• [Work to be completed]
Take every line where the string "index" appears and copy it.

________________________

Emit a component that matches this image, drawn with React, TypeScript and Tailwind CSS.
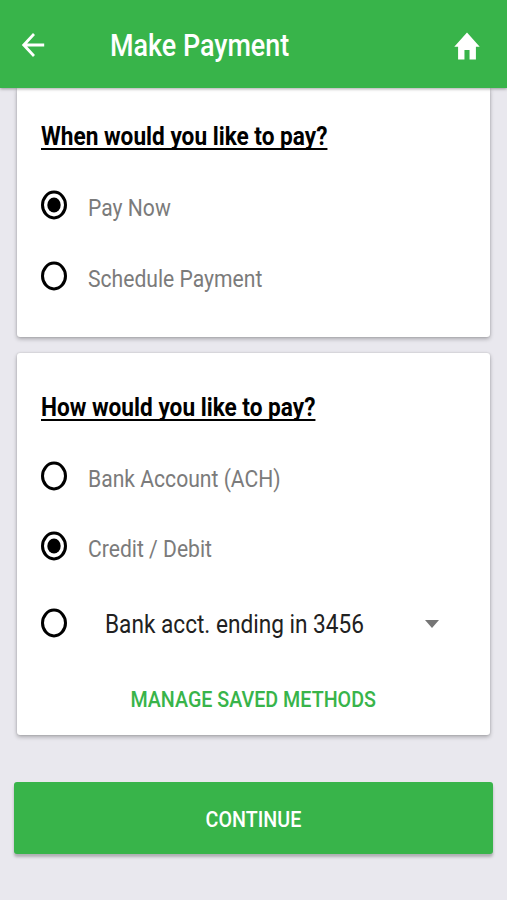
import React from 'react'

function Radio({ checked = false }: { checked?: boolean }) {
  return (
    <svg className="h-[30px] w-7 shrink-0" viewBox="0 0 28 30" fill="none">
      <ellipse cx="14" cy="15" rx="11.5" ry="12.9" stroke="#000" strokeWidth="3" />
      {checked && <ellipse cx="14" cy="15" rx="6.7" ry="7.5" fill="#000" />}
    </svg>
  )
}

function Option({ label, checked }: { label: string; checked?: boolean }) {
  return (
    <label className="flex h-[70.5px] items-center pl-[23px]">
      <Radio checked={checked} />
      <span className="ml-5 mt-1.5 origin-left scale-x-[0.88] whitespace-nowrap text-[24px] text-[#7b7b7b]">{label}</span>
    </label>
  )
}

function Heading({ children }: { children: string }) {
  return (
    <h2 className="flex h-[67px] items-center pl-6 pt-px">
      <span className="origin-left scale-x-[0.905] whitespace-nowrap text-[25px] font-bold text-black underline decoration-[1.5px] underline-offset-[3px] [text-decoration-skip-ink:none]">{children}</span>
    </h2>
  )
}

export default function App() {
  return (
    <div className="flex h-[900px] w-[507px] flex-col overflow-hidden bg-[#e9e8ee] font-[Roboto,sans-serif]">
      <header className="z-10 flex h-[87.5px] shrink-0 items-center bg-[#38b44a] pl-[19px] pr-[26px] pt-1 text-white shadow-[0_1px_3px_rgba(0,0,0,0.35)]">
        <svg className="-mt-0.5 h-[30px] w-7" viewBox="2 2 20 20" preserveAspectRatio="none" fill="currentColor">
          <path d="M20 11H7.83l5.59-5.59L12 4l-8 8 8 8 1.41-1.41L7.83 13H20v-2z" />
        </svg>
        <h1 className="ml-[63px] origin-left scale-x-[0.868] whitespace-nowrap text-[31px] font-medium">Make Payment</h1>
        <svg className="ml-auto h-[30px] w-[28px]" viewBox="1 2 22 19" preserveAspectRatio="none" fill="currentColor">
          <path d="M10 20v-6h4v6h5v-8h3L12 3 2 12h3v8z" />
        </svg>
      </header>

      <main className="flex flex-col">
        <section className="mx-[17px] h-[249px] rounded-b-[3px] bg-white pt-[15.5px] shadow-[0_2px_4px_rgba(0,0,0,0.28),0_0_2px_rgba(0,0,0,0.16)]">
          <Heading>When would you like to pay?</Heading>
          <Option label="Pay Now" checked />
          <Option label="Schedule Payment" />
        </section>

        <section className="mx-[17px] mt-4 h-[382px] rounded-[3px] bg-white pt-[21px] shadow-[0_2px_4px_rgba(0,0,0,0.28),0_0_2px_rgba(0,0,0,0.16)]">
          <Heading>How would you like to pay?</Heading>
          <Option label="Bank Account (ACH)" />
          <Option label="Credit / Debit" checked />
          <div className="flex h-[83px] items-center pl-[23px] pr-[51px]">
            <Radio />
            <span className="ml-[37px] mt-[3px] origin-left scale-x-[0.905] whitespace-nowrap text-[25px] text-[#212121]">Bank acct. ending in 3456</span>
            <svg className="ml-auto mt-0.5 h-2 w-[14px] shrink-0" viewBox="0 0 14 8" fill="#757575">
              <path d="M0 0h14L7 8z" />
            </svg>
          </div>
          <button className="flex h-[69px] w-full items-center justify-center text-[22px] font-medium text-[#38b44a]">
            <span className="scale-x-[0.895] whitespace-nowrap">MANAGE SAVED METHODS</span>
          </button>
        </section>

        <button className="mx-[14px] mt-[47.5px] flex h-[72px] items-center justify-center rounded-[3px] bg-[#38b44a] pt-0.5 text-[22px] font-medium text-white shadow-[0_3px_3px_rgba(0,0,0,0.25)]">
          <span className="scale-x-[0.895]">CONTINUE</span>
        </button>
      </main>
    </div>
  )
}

________________________

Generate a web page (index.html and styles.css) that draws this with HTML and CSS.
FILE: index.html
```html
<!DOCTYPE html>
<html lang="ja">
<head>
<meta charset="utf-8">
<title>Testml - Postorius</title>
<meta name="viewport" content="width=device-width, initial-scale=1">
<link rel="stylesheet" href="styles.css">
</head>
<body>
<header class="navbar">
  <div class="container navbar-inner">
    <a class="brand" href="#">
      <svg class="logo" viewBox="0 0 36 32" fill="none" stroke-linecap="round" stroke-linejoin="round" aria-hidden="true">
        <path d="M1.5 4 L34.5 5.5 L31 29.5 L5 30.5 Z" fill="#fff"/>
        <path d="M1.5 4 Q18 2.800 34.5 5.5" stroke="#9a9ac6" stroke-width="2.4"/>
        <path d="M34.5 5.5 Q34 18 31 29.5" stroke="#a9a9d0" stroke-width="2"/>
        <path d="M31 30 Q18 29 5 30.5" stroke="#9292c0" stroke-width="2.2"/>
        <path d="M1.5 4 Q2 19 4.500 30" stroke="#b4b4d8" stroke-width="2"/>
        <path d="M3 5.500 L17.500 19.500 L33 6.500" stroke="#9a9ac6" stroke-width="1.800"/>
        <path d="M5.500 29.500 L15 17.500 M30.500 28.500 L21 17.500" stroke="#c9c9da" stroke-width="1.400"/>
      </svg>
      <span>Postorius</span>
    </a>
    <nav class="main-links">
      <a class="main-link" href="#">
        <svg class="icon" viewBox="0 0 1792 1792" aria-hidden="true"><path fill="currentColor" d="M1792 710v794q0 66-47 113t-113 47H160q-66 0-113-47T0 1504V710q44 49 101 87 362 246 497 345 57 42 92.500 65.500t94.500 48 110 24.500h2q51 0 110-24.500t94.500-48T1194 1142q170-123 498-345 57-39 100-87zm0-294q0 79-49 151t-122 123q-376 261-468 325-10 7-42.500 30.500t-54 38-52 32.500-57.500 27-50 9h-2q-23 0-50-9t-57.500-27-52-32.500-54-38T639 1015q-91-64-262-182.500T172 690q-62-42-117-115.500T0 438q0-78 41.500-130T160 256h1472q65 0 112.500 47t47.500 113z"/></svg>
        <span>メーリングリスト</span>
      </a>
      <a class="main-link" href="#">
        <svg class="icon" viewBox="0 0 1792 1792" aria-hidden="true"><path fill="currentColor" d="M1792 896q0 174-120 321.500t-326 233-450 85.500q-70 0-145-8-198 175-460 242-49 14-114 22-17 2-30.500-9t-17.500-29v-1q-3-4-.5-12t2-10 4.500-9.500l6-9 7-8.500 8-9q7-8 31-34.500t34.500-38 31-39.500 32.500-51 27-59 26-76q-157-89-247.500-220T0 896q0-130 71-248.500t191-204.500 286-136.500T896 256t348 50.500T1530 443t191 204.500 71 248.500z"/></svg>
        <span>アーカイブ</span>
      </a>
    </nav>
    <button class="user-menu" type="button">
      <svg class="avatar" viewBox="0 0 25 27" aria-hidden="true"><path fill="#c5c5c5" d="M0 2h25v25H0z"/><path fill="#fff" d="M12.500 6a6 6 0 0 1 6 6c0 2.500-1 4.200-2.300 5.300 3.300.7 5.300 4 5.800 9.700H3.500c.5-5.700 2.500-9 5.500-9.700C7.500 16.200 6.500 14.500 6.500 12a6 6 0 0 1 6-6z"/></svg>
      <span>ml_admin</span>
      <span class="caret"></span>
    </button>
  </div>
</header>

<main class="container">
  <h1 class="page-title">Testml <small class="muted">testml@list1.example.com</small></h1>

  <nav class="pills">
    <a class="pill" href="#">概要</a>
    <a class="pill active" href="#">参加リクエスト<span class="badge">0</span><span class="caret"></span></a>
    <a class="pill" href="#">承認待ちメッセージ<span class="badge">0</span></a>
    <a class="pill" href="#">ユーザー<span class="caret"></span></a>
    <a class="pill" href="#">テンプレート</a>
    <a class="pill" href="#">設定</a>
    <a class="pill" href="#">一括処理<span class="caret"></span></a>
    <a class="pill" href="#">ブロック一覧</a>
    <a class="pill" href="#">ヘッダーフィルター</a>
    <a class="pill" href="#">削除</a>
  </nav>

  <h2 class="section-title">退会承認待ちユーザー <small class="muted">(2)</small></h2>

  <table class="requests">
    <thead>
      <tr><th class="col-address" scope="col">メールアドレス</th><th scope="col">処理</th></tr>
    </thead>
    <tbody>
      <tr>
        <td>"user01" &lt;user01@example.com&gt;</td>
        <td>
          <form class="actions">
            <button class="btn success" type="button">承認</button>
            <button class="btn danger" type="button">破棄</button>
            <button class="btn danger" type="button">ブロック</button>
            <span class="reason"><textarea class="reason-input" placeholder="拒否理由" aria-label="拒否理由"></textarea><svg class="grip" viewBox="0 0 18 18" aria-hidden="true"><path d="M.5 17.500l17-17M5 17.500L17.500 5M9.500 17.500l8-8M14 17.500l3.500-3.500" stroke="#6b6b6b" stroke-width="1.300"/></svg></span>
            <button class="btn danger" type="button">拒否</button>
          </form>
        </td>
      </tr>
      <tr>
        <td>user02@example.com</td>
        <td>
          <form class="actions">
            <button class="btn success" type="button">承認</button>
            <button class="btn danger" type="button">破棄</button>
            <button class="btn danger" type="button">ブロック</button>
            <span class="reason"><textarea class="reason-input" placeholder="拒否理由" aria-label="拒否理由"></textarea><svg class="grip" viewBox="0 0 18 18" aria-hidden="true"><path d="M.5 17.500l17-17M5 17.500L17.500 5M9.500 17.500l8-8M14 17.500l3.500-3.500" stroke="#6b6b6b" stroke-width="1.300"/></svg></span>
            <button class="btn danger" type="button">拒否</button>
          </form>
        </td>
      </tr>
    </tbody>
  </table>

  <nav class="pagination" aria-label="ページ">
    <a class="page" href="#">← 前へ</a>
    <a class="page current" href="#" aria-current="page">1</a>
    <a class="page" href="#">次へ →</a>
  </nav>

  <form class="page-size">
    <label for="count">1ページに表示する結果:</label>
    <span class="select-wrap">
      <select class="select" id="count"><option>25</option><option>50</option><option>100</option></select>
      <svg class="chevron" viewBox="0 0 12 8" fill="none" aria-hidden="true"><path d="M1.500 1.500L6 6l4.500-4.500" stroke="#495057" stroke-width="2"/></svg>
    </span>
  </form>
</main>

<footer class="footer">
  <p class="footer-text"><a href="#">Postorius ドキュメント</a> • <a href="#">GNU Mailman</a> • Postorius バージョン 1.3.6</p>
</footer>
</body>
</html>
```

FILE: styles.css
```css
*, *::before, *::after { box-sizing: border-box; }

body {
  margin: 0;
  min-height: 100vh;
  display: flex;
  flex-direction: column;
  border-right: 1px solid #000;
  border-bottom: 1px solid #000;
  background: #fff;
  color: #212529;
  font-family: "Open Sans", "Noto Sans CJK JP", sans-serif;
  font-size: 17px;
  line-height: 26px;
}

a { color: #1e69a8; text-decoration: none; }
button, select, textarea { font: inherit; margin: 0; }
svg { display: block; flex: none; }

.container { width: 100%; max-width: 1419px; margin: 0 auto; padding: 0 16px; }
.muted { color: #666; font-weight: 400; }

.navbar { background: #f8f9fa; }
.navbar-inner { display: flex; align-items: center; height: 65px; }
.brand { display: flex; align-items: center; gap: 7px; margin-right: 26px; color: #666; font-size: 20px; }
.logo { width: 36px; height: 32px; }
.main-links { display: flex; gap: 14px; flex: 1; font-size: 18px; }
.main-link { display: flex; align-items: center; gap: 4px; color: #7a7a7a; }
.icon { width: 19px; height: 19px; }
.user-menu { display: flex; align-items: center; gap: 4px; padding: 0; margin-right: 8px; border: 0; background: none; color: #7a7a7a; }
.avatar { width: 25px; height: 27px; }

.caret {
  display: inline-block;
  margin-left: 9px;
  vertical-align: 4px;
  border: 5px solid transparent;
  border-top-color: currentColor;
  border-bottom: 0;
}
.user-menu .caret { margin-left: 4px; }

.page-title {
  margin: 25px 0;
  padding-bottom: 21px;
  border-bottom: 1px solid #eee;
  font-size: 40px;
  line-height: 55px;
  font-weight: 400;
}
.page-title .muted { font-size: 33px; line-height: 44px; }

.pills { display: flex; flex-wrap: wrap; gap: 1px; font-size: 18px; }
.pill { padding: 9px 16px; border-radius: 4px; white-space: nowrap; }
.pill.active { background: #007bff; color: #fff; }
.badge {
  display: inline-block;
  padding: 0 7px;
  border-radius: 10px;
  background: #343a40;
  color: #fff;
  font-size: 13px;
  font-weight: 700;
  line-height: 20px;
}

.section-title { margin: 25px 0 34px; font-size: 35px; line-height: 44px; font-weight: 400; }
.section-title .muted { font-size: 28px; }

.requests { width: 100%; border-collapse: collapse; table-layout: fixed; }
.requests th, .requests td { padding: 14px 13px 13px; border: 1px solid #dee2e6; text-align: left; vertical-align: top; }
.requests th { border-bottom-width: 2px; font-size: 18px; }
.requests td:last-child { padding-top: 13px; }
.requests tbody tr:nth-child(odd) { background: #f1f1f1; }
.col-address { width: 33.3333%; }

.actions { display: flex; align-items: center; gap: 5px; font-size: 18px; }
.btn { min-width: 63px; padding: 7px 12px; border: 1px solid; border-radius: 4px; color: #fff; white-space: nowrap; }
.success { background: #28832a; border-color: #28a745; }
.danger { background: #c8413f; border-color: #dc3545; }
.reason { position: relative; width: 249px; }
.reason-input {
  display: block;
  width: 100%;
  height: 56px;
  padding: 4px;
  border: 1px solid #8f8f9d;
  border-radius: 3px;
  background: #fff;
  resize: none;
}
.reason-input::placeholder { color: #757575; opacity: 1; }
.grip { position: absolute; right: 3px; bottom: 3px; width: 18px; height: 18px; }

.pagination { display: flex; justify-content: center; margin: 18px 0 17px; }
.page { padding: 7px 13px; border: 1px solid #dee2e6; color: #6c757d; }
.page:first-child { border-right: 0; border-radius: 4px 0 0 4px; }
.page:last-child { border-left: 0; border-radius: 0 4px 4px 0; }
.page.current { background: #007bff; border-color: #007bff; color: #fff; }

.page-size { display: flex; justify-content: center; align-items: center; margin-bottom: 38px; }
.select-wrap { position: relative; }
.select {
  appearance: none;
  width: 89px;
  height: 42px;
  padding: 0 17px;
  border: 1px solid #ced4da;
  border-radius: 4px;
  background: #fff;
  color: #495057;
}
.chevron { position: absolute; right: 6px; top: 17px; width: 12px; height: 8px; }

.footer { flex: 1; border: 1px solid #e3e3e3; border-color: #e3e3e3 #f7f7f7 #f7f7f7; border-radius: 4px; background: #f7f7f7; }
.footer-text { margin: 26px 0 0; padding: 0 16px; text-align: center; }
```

________________________

• [Result of this exercise]
Generate a web page (index.html and styles.css) that draws this with HTML and CSS.
FILE: index.html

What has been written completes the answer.